No documentário, Mujica relembra sua juventude, os desacertos ligados à idade, mas é patente que se orgulha de olhar para trás e se ver como parte de um grupo que “assumiu a militância pela vida como razão de viver”. E, assim, parte do grupe dos que entregaram a juventude, a vida, a uma causa, “uma razão de viver”. Foi um rapaz que um dia teve o sonho de mudar a realidade. Mas Mujica ressalta que há muita gente por aí que não entende essa opção. Esses, diz, inventaram uma outra causa pela qual viver. Pepe exemplifica: “Perguntei a um nonagenário que conheço: ‘Quando vai parar?’. E ele respondeu: ‘Não posso parar.. de acumular dinheiro’”.

“Acumular dinheiro é a razão dele de viver”, lamenta o ex-presidente. “Então, temos uma civilização sem um rumo político, guiada pelo mercado. E temos um boom tecnológico”. Mujica aventa se a Índia tivesse o mesmo número de carros per capita como, por exemplo, na Alemanha. Mas a natureza tem limites. Não é só a mudança do clima. Temos córregos sem peixes, abóboras que não crescem por falta de insetos polinizadores. Há crise de minhocas, há mil manifestações da natureza que apontam aos fenômenos que interagem e que conhecemos, e milhares que não percebemos no meio ambiente, no ar que respiramos”.

Porque, lembra Mujica, a natureza tem limites. “A ciência sabe disso”, situa. Daí, coloca em cena outra pergunta oportuna: “A humanidade será a sua própria coveira?

E mais

No curso do documentário, Mujica se encontra com o então presidente norte-americano Barack Obama, viaja para o Japão, fala sobre a legalização da maconha – o Uruguai foi o primeiro país a liberar o mercado da maconha, obtendo críticas e aplausos do mundo… Também relembra o período na prisão, onde passou sete anos sem ler. Lá, conta, descobriu que até as formigas gritam. Aliás, há um recurso onírico muito bacana colocado pelo diretor neste momento, em uma cena de uma estação de metrô.

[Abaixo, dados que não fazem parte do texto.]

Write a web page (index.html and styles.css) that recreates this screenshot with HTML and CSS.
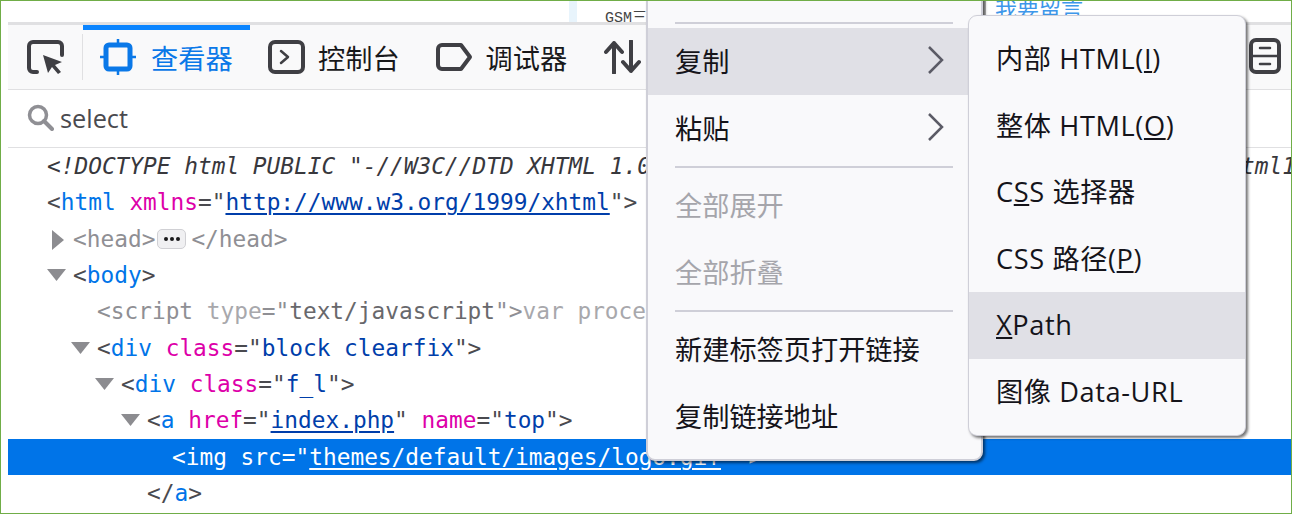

Também sobre a prisão, ele conta dos pequenos gestos de solidariedade de alguns que estavam incumbidos de vigiá-los (os presos políticos), e fala sobre ter descoberto que mesmo no exército uma luta de classe se faz presente. Ah, sim. Sobre Obama, Mujica lembra: “Os presidentes fazem o que podem, e nos EUA podem menos”.